WHAT IS EXPECTED: Give back the full listing verbatim, apart from its images.

RECORDED DATA:
==*==

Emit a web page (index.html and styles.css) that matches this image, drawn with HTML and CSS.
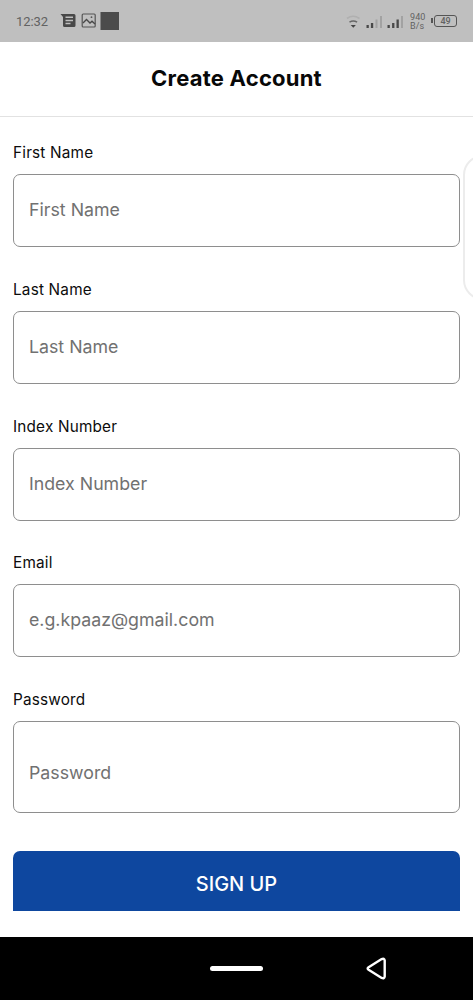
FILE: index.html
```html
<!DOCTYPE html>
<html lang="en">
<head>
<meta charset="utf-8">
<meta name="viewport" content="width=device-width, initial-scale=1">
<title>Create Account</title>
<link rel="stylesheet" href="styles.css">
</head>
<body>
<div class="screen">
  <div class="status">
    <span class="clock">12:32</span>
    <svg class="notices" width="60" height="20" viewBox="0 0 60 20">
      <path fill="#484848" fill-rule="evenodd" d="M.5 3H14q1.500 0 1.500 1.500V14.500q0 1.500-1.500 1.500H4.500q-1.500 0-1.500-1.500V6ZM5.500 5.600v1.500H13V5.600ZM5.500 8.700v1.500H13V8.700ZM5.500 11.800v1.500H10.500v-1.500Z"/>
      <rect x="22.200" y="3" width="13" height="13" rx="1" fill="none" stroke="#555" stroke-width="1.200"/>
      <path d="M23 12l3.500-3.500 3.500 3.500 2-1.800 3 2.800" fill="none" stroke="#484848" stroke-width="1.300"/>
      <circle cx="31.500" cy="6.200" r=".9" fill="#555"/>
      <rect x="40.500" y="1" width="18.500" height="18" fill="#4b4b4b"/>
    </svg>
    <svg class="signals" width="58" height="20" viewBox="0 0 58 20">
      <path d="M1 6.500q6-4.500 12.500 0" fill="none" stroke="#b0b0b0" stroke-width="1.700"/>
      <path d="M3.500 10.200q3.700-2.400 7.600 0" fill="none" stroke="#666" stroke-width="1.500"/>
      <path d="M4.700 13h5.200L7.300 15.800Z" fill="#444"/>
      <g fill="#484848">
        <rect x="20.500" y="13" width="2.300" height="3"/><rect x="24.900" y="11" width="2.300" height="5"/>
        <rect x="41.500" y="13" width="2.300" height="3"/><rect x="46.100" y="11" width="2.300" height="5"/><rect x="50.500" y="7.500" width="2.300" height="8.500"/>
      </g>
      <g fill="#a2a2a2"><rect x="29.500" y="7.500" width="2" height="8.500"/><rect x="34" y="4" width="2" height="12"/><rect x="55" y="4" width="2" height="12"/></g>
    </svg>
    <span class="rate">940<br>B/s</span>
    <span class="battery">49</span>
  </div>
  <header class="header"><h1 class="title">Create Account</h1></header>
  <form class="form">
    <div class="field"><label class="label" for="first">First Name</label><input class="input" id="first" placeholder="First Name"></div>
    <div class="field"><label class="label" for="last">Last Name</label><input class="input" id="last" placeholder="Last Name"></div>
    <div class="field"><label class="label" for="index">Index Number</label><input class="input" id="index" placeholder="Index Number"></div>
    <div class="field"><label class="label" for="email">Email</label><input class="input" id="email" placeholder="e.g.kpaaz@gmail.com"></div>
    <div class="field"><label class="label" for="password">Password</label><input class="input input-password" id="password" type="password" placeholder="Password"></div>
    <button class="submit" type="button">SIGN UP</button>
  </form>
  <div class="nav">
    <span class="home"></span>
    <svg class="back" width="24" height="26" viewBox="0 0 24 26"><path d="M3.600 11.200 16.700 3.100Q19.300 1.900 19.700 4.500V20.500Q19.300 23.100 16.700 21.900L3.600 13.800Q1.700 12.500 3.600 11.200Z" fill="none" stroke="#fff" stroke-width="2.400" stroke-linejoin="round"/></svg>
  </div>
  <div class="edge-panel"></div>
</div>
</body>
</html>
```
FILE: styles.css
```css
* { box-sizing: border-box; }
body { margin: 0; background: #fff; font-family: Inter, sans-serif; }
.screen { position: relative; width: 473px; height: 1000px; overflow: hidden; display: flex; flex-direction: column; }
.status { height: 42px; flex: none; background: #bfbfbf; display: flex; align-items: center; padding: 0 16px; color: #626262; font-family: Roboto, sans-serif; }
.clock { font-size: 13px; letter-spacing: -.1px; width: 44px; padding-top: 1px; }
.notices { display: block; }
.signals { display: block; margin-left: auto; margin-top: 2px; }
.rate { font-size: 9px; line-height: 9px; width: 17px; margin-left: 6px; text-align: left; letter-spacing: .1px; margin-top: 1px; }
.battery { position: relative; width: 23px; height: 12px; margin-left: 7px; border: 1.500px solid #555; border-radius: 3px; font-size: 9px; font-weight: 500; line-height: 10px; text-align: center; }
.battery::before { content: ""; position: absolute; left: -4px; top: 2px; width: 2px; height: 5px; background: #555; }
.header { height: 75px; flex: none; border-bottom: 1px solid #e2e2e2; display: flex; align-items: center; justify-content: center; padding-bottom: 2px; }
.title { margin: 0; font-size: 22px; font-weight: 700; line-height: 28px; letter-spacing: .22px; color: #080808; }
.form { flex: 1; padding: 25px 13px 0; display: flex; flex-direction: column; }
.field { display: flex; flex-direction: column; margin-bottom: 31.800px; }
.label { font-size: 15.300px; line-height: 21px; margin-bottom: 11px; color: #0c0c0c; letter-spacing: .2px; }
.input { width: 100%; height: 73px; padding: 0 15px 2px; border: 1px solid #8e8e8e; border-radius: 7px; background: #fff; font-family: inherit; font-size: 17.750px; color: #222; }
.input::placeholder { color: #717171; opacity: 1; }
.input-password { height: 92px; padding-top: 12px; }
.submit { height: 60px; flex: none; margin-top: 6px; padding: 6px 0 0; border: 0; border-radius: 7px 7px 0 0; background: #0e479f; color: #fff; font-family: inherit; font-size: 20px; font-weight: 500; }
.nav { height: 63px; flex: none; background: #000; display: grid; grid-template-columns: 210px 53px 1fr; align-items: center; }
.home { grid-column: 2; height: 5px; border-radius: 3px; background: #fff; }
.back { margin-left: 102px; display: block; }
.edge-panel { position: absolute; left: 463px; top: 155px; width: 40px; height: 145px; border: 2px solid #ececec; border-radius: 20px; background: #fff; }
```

==*==

RESPONSE BELOW:
Emit a web page (index.html and styles.css) that matches this image, drawn with HTML and CSS.
FILE: index.html
```html
<!DOCTYPE html>
<html lang="en">
<head>
<meta charset="utf-8">
<meta name="viewport" content="width=device-width, initial-scale=1">
<title>Create Account</title>
<link rel="stylesheet" href="styles.css">
</head>
<body>
<div class="screen">
  <div class="status">
    <span class="clock">12:32</span>
    <svg class="notices" width="60" height="20" viewBox="0 0 60 20">
      <path fill="#484848" fill-rule="evenodd" d="M.5 3H14q1.500 0 1.500 1.500V14.500q0 1.500-1.500 1.500H4.500q-1.500 0-1.500-1.500V6ZM5.500 5.600v1.500H13V5.600ZM5.500 8.700v1.500H13V8.700ZM5.500 11.800v1.500H10.500v-1.500Z"/>
      <rect x="22.200" y="3" width="13" height="13" rx="1" fill="none" stroke="#555" stroke-width="1.200"/>
      <path d="M23 12l3.500-3.500 3.500 3.500 2-1.800 3 2.800" fill="none" stroke="#484848" stroke-width="1.300"/>
      <circle cx="31.500" cy="6.200" r=".9" fill="#555"/>
      <rect x="40.500" y="1" width="18.500" height="18" fill="#4b4b4b"/>
    </svg>
    <svg class="signals" width="58" height="20" viewBox="0 0 58 20">
      <path d="M1 6.500q6-4.500 12.500 0" fill="none" stroke="#b0b0b0" stroke-width="1.700"/>
      <path d="M3.500 10.200q3.700-2.400 7.600 0" fill="none" stroke="#666" stroke-width="1.500"/>
      <path d="M4.700 13h5.200L7.300 15.800Z" fill="#444"/>
      <g fill="#484848">
        <rect x="20.500" y="13" width="2.300" height="3"/><rect x="24.900" y="11" width="2.300" height="5"/>
        <rect x="41.500" y="13" width="2.300" height="3"/><rect x="46.100" y="11" width="2.300" height="5"/><rect x="50.500" y="7.500" width="2.300" height="8.500"/>
      </g>
      <g fill="#a2a2a2"><rect x="29.500" y="7.500" width="2" height="8.500"/><rect x="34" y="4" width="2" height="12"/><rect x="55" y="4" width="2" height="12"/></g>
    </svg>
    <span class="rate">940<br>B/s</span>
    <span class="battery">49</span>
  </div>
  <header class="header"><h1 class="title">Create Account</h1></header>
  <form class="form">
    <div class="field"><label class="label" for="first">First Name</label><input class="input" id="first" placeholder="First Name"></div>
    <div class="field"><label class="label" for="last">Last Name</label><input class="input" id="last" placeholder="Last Name"></div>
    <div class="field"><label class="label" for="index">Index Number</label><input class="input" id="index" placeholder="Index Number"></div>
    <div class="field"><label class="label" for="email">Email</label><input class="input" id="email" placeholder="e.g.kpaaz@gmail.com"></div>
    <div class="field"><label class="label" for="password">Password</label><input class="input input-password" id="password" type="password" placeholder="Password"></div>
    <button class="submit" type="button">SIGN UP</button>
  </form>
  <div class="nav">
    <span class="home"></span>
    <svg class="back" width="24" height="26" viewBox="0 0 24 26"><path d="M3.600 11.200 16.700 3.100Q19.300 1.900 19.700 4.500V20.500Q19.300 23.100 16.700 21.900L3.600 13.800Q1.700 12.500 3.600 11.200Z" fill="none" stroke="#fff" stroke-width="2.400" stroke-linejoin="round"/></svg>
  </div>
  <div class="edge-panel"></div>
</div>
</body>
</html>
```
FILE: styles.css
```css
* { box-sizing: border-box; }
body { margin: 0; background: #fff; font-family: Inter, sans-serif; }
.screen { position: relative; width: 473px; height: 1000px; overflow: hidden; display: flex; flex-direction: column; }
.status { height: 42px; flex: none; background: #bfbfbf; display: flex; align-items: center; padding: 0 16px; color: #626262; font-family: Roboto, sans-serif; }
.clock { font-size: 13px; letter-spacing: -.1px; width: 44px; padding-top: 1px; }
.notices { display: block; }
.signals { display: block; margin-left: auto; margin-top: 2px; }
.rate { font-size: 9px; line-height: 9px; width: 17px; margin-left: 6px; text-align: left; letter-spacing: .1px; margin-top: 1px; }
.battery { position: relative; width: 23px; height: 12px; margin-left: 7px; border: 1.500px solid #555; border-radius: 3px; font-size: 9px; font-weight: 500; line-height: 10px; text-align: center; }
.battery::before { content: ""; position: absolute; left: -4px; top: 2px; width: 2px; height: 5px; background: #555; }
.header { height: 75px; flex: none; border-bottom: 1px solid #e2e2e2; display: flex; align-items: center; justify-content: center; padding-bottom: 2px; }
.title { margin: 0; font-size: 22px; font-weight: 700; line-height: 28px; letter-spacing: .22px; color: #080808; }
.form { flex: 1; padding: 25px 13px 0; display: flex; flex-direction: column; }
.field { display: flex; flex-direction: column; margin-bottom: 31.800px; }
.label { font-size: 15.300px; line-height: 21px; margin-bottom: 11px; color: #0c0c0c; letter-spacing: .2px; }
.input { width: 100%; height: 73px; padding: 0 15px 2px; border: 1px solid #8e8e8e; border-radius: 7px; background: #fff; font-family: inherit; font-size: 17.750px; color: #222; }
.input::placeholder { color: #717171; opacity: 1; }
.input-password { height: 92px; padding-top: 12px; }
.submit { height: 60px; flex: none; margin-top: 6px; padding: 6px 0 0; border: 0; border-radius: 7px 7px 0 0; background: #0e479f; color: #fff; font-family: inherit; font-size: 20px; font-weight: 500; }
.nav { height: 63px; flex: none; background: #000; display: grid; grid-template-columns: 210px 53px 1fr; align-items: center; }
.home { grid-column: 2; height: 5px; border-radius: 3px; background: #fff; }
.back { margin-left: 102px; display: block; }
.edge-panel { position: absolute; left: 463px; top: 155px; width: 40px; height: 145px; border: 2px solid #ececec; border-radius: 20px; background: #fff; }
```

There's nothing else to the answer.